• GIVEN REQUEST
List every line below containing "screenshot".

• DATASET RECORDS
----
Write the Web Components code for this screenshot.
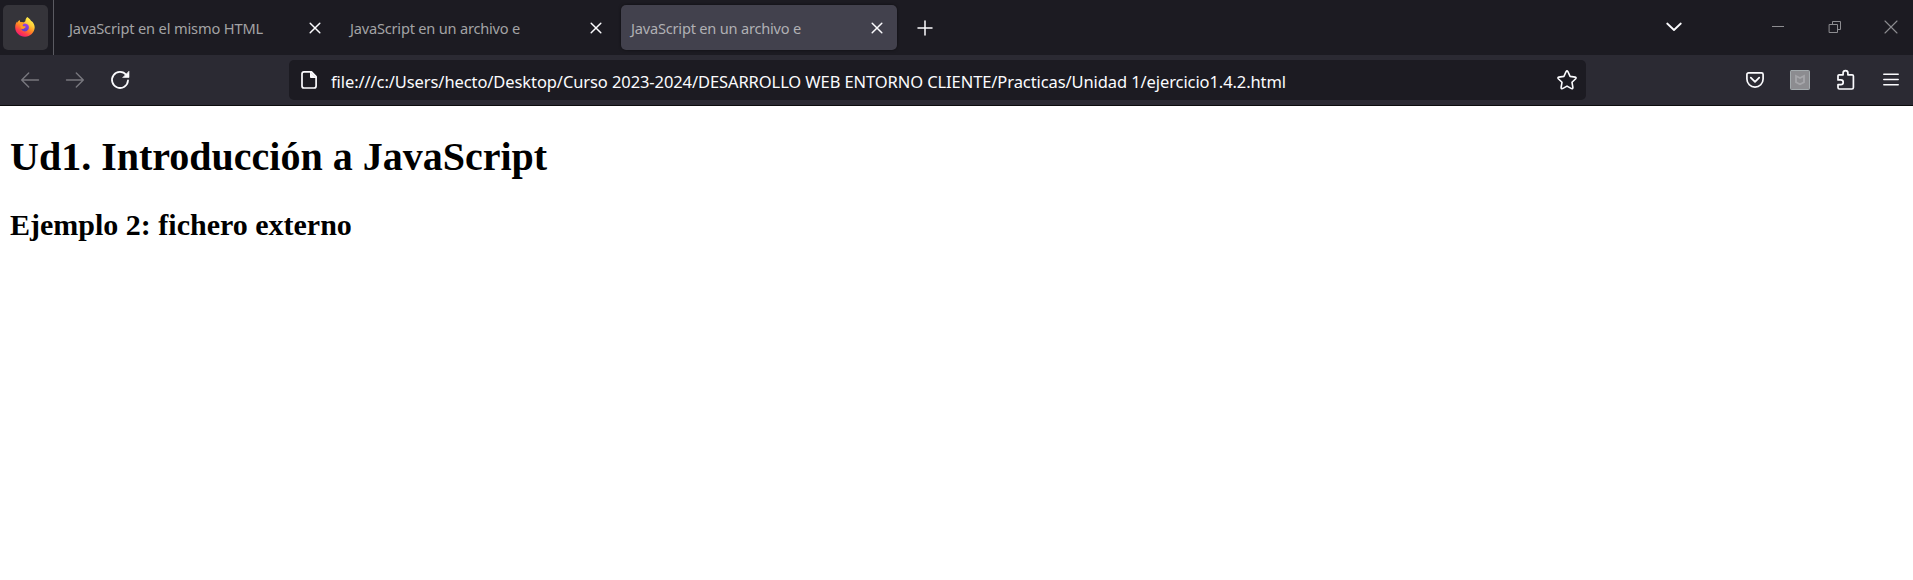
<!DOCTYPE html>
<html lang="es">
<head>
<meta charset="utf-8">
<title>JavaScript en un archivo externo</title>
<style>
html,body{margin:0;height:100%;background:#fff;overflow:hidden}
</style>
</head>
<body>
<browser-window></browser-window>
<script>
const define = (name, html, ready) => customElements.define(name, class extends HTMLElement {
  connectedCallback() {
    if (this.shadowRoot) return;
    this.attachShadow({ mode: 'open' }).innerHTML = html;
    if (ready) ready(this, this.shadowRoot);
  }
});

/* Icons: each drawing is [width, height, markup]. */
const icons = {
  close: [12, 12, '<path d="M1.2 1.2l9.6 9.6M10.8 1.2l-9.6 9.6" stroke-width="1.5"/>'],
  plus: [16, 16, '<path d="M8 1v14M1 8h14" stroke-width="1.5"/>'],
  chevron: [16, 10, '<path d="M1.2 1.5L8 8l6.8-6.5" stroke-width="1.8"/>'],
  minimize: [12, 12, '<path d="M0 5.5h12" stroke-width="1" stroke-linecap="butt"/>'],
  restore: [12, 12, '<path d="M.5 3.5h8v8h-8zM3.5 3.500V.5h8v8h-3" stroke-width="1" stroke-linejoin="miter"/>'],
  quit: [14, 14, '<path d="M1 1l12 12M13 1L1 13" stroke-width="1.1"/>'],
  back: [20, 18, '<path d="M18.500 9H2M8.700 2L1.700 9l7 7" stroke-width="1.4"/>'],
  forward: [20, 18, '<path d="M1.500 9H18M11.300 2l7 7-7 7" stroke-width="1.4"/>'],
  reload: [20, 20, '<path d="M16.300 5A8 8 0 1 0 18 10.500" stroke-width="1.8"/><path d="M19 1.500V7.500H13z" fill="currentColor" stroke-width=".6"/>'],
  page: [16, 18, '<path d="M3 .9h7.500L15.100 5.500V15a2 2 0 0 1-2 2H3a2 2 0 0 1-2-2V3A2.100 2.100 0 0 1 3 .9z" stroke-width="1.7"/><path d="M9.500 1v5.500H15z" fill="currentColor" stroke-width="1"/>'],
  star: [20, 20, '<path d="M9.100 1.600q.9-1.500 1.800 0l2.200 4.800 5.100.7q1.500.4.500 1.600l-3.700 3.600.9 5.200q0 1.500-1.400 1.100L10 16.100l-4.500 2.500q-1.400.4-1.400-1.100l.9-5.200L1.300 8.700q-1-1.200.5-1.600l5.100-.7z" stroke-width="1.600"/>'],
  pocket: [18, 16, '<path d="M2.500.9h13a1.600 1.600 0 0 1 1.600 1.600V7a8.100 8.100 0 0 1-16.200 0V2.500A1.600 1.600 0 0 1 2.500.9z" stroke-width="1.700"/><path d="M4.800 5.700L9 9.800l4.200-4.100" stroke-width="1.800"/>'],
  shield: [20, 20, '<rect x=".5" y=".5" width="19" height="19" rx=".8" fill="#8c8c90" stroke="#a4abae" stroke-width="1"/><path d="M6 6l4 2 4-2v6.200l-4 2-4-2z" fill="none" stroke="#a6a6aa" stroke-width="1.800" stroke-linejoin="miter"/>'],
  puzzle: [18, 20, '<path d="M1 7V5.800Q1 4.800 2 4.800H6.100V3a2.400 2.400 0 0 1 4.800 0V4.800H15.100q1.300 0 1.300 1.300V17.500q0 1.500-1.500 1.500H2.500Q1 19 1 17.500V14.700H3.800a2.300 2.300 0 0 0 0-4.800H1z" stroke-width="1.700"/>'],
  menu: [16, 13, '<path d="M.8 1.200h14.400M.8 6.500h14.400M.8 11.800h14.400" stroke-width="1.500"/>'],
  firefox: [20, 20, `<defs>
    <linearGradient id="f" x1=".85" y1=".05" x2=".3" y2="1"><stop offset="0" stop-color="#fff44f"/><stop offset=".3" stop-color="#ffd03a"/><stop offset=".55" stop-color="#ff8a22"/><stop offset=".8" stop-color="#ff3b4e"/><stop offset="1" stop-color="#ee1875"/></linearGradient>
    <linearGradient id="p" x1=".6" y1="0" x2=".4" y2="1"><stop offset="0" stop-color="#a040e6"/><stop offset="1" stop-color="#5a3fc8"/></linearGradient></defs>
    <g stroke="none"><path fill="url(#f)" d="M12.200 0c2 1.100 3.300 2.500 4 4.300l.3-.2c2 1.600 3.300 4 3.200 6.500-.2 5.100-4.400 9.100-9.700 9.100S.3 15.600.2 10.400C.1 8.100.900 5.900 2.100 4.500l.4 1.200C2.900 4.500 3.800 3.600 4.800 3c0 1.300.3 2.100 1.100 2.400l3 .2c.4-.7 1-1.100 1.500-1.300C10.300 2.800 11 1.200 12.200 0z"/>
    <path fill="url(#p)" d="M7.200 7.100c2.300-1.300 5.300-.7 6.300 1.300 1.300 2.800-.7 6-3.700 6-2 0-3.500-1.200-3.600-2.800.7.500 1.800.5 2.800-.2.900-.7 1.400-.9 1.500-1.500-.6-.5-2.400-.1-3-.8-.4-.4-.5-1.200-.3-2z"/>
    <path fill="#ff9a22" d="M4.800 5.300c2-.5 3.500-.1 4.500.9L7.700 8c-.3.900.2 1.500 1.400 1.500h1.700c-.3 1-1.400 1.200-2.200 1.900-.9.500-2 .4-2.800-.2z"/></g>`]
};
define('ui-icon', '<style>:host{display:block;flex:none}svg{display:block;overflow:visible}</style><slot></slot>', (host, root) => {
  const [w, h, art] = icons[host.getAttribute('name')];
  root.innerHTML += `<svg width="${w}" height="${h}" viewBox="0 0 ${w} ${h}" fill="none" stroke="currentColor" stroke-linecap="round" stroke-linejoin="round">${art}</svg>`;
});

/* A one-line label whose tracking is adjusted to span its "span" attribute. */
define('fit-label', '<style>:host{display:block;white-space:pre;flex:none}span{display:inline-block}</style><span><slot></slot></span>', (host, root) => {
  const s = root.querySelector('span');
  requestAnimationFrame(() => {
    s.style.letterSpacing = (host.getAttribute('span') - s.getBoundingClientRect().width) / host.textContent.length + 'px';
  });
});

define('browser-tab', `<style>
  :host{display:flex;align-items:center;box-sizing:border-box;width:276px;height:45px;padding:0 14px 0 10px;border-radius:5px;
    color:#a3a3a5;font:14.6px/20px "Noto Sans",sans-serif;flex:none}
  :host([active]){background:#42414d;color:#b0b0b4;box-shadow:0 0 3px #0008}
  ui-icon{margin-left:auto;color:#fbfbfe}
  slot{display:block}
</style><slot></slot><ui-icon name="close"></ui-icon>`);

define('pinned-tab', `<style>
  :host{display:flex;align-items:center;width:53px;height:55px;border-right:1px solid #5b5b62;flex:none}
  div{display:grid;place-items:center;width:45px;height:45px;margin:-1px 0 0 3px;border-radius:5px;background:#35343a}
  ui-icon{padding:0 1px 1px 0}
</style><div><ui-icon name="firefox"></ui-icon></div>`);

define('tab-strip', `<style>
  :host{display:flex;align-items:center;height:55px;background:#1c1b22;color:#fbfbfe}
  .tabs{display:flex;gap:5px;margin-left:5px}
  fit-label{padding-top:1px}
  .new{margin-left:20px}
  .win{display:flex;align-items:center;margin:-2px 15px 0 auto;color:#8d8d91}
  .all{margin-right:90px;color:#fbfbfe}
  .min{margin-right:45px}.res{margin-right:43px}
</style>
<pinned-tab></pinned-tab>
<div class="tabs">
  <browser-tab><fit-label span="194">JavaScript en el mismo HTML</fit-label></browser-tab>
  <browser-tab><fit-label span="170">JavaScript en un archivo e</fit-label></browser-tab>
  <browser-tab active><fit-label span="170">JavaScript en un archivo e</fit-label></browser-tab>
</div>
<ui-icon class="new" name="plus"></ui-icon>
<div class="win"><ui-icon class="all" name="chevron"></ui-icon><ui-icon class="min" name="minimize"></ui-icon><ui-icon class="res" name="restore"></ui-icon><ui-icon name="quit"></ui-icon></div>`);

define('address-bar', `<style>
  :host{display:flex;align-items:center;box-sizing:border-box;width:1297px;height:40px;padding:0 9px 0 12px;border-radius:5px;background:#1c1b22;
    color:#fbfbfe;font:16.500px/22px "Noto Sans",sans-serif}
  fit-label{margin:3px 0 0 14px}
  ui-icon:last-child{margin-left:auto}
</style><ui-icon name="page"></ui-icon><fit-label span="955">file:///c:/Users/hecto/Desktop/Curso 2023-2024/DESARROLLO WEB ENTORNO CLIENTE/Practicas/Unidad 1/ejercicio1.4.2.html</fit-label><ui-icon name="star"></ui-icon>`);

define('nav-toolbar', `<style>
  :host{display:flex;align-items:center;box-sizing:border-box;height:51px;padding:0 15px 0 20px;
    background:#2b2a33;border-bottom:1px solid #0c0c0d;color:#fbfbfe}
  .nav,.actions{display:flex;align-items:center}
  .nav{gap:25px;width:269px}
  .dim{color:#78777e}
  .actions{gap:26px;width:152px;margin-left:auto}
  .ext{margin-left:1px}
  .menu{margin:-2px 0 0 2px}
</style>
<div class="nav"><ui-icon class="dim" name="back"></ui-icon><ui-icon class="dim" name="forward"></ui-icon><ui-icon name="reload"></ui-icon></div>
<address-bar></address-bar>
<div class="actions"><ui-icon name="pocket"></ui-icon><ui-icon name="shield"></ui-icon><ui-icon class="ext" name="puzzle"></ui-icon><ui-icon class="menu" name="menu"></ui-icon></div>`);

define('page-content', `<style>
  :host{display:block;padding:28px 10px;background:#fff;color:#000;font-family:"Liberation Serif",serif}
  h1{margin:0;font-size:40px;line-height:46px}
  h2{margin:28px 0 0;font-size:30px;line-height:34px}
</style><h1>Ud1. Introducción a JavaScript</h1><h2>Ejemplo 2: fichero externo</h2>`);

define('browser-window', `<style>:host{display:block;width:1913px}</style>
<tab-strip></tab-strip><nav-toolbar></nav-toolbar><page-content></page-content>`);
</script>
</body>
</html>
----
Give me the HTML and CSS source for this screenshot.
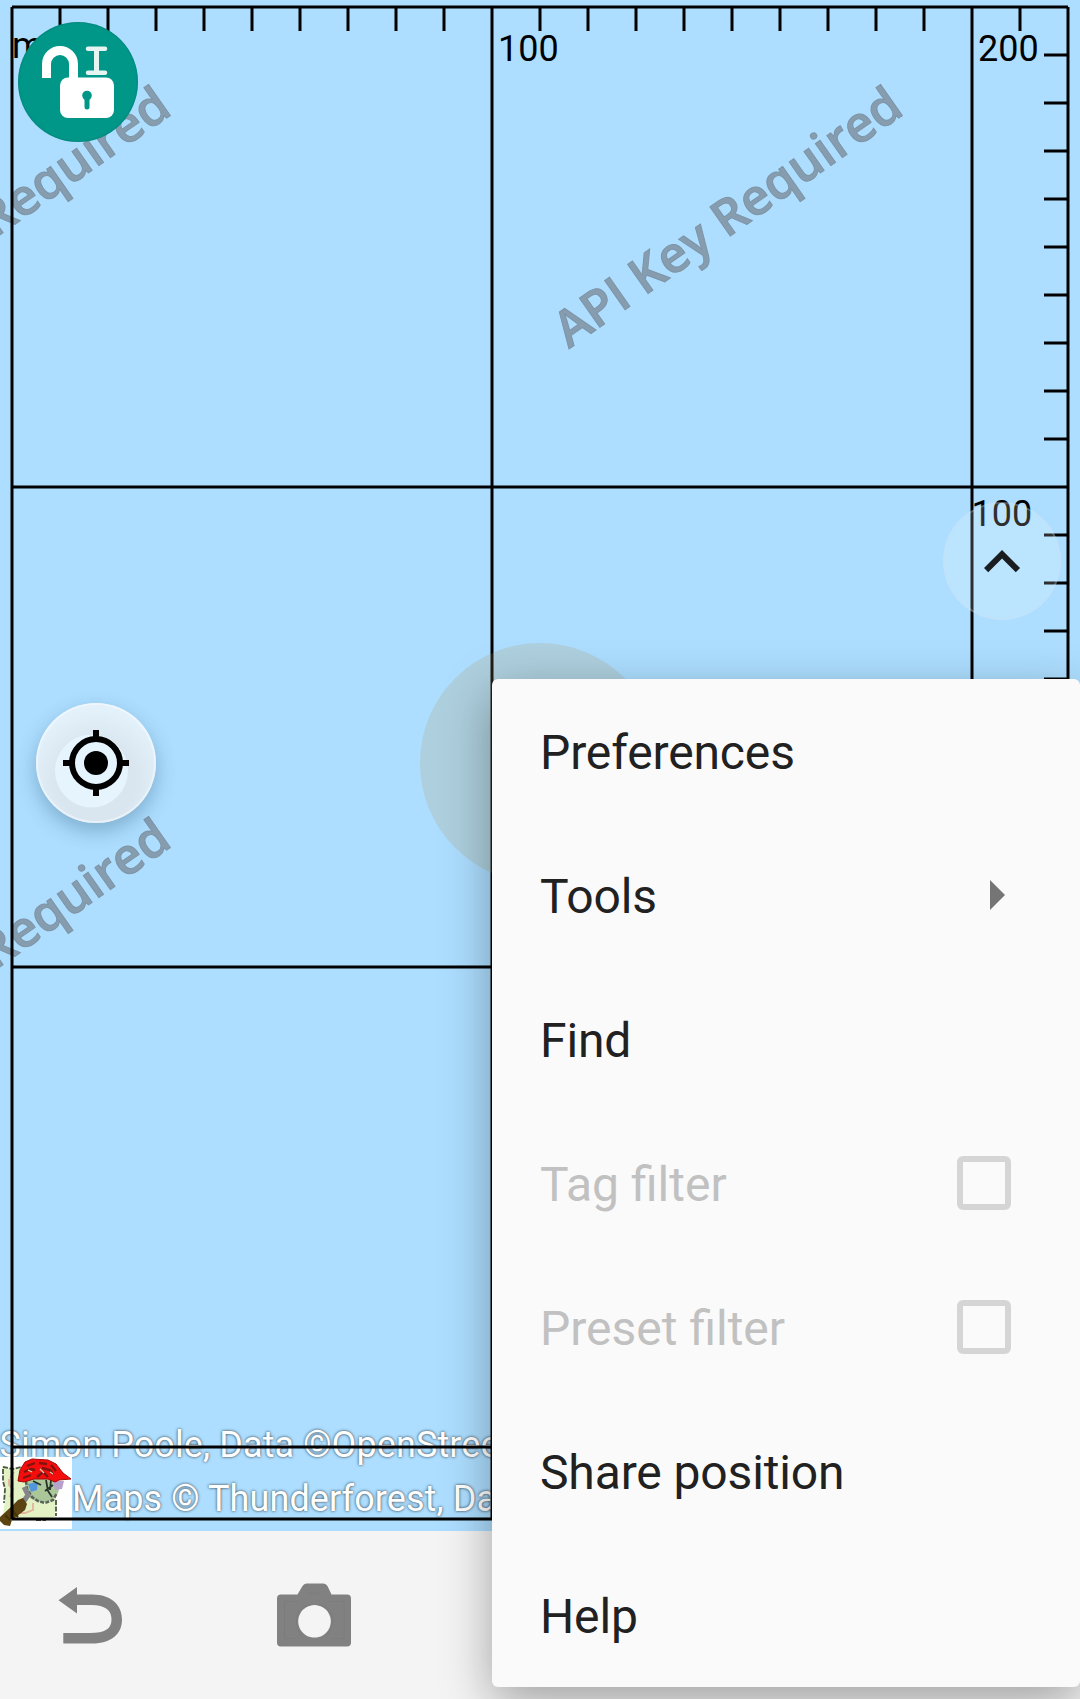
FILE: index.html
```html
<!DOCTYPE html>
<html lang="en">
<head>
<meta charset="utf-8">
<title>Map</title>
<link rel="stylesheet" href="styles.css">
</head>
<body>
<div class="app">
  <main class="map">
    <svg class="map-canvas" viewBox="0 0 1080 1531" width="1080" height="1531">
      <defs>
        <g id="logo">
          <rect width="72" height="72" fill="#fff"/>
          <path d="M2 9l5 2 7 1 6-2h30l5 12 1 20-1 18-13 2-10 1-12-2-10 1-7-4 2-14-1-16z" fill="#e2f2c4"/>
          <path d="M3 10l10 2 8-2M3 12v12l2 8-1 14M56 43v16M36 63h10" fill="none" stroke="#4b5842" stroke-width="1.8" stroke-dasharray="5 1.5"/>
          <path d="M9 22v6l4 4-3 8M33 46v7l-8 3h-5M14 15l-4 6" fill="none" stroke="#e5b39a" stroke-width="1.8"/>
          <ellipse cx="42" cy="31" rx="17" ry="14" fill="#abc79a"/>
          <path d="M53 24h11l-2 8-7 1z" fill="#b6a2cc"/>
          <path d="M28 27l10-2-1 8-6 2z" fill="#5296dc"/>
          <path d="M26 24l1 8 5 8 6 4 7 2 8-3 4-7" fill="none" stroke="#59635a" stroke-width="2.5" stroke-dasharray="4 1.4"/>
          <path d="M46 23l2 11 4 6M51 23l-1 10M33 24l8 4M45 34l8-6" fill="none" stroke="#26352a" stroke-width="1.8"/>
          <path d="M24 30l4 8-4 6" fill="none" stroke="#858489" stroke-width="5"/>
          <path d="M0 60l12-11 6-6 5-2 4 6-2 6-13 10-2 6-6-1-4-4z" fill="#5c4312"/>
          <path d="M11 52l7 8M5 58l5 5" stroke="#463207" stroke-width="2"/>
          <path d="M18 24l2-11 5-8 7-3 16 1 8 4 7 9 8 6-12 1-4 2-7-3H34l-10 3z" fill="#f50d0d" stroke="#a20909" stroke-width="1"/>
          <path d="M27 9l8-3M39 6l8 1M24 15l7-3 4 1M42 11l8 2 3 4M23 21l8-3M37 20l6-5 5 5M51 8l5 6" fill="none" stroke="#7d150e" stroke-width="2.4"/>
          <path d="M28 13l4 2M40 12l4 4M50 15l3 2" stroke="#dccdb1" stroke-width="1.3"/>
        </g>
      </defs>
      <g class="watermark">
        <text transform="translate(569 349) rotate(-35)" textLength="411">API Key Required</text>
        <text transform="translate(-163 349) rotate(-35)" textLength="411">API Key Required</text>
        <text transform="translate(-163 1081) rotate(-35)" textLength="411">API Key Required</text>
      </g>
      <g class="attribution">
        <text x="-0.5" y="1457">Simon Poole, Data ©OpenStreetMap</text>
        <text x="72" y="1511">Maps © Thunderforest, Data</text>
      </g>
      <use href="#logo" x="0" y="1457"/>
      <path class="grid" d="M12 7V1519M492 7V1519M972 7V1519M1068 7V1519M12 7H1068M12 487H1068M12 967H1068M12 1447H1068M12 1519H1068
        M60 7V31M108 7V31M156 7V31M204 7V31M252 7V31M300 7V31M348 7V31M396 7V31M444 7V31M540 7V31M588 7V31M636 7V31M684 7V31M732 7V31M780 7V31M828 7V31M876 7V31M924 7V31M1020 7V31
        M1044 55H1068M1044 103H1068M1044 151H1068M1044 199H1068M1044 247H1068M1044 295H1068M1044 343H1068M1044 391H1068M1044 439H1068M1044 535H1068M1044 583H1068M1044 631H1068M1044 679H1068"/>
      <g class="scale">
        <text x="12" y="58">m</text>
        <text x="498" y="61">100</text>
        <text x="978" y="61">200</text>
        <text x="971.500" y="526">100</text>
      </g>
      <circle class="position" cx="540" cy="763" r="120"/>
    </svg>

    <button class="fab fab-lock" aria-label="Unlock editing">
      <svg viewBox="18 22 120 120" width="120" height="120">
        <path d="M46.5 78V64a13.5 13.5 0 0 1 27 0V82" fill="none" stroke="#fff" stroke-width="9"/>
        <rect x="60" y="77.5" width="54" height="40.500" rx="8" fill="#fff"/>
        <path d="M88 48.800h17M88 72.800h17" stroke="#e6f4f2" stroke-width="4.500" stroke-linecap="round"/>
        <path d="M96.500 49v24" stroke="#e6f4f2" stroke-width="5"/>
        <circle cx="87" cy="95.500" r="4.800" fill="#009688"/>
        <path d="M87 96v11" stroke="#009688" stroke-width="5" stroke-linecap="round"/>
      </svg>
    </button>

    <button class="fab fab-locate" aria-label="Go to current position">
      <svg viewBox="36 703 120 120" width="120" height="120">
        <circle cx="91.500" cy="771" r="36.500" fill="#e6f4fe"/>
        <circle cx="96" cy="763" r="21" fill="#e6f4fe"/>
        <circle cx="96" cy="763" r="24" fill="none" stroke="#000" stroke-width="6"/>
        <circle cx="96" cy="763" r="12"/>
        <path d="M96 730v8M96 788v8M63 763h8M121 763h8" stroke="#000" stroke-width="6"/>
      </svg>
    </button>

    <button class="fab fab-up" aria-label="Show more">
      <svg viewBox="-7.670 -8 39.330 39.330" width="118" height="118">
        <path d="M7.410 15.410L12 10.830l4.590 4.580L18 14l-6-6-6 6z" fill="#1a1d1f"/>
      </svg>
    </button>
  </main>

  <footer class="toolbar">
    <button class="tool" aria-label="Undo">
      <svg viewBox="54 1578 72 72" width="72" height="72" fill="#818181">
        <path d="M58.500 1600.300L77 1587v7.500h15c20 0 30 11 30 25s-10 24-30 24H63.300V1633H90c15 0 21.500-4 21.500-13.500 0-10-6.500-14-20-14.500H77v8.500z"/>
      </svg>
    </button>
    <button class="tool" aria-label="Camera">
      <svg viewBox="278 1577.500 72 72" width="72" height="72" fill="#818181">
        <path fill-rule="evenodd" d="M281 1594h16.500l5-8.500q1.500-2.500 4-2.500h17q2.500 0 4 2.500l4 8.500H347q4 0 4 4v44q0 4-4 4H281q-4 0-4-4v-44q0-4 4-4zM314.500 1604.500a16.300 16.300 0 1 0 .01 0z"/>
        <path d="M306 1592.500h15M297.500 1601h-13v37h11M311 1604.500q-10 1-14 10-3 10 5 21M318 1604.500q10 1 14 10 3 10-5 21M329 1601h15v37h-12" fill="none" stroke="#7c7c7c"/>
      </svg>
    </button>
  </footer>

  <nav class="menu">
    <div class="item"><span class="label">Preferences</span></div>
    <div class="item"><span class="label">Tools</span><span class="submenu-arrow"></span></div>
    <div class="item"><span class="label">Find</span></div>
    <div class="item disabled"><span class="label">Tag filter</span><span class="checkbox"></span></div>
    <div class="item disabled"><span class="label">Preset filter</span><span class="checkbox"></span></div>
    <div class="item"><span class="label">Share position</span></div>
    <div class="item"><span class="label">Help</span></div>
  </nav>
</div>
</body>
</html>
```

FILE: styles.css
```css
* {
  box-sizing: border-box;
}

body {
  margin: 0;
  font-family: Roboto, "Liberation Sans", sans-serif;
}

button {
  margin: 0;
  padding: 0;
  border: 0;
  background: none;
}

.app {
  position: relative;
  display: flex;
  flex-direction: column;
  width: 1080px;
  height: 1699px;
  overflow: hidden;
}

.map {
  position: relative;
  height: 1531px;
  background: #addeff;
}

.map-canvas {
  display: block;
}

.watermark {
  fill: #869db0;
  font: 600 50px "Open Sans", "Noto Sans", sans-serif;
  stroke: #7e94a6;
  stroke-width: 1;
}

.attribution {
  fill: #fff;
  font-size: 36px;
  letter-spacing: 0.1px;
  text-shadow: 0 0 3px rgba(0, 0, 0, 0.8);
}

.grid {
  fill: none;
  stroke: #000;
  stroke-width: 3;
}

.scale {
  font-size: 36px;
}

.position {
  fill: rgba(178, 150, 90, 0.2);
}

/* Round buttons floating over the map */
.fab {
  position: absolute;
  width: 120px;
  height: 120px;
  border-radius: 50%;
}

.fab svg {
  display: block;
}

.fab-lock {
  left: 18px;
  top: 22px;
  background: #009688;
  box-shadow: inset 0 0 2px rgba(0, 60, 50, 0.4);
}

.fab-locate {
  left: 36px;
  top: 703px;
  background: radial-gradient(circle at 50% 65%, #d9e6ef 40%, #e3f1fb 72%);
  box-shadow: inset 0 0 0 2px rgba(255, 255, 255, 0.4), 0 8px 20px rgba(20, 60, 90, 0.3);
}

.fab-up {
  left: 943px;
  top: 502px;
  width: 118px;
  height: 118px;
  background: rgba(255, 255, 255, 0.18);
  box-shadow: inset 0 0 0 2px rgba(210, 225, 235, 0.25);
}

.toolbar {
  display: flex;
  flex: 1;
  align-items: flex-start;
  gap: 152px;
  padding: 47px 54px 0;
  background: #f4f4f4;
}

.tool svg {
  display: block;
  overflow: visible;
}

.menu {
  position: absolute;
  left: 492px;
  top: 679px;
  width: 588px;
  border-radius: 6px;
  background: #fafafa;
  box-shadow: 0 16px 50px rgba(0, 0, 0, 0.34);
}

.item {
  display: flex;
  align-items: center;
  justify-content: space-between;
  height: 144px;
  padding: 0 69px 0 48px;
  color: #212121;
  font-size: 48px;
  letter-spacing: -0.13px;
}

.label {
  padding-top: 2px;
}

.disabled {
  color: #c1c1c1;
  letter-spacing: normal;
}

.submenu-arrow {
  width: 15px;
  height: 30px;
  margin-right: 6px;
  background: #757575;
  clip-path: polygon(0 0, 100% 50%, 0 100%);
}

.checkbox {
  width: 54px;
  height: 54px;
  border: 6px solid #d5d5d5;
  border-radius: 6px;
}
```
----
• EXERCISE RESPONSE
Write the Web Components code for this screenshot.
Give me the HTML and CSS source for this screenshot.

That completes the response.